Bagaimana sesungguhnya pandangan Islam tentang nikah siri?
Keinginan pemerintah untuk memberikan fatwa hukum yang tegas terhadap pernikahan siri, kini telah dituangkan dalam rancangan undang-undang tentang perkawinan. Sebagaimana penjelasan Nasarudin Umar, Direktur Bimas Islam Depag, RUU ini akan memperketat pernikahan siri, kawin kontrak, dan poligami.
Berkenaan dengan nikah siri, dalam RUU yang baru sampai di meja Setneg, pernikahan siri dianggap perbuatan ilegal, sehingga pelakunya akan dipidanakan dengan sanksi penjara maksimal 3 bulan dan denda 5 juta rupiah. Tidak hanya itu saja, sanksi juga berlaku bagi pihak yang mengawinkan atau yang dikawinkan secara nikah siri, poligami, maupun nikah kontrak. Setiap penghulu yang menikahkan seseorang yang bermasalah, misalnya masih terikat dalam perkawinan sebelumnya, akan dikenai sanksi pidana 1 tahun penjara.

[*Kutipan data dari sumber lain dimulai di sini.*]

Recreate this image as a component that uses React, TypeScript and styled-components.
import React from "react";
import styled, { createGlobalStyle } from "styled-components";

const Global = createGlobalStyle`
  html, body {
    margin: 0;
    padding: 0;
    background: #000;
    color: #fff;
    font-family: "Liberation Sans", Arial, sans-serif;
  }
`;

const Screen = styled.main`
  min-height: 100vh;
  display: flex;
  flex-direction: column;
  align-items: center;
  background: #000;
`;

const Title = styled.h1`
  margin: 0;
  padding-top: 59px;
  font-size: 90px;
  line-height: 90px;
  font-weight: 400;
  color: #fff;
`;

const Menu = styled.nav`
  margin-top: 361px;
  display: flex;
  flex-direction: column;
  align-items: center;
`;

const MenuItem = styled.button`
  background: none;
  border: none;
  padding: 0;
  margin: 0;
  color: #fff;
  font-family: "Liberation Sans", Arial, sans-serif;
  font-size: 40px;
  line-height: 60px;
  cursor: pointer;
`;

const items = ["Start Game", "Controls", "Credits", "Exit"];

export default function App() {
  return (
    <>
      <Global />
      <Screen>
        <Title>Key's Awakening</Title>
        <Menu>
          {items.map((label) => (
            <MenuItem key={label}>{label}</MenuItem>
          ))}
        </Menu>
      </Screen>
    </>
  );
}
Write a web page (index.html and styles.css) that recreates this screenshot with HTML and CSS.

Pegawai Kantor Urusan Agama yang menikahkan mempelai tanpa syarat lengkap juga diancam denda Rp 6 juta dan 1 tahun penjara. [Surya Online, Sabtu, 28 Februari, 2009]
Sebagian orang juga berpendapat bahwa orang yang melakukan pernikahan siri, maka suami isteri tersebut tidak memiliki hubungan pewarisan. Artinya, jika suami meninggal dunia, maka isteri atau anak-anak keturunannya tidak memiliki hak untuk mewarisi harta suaminya. Ketentuan ini juga berlaku jika isteri yang meninggal dunia.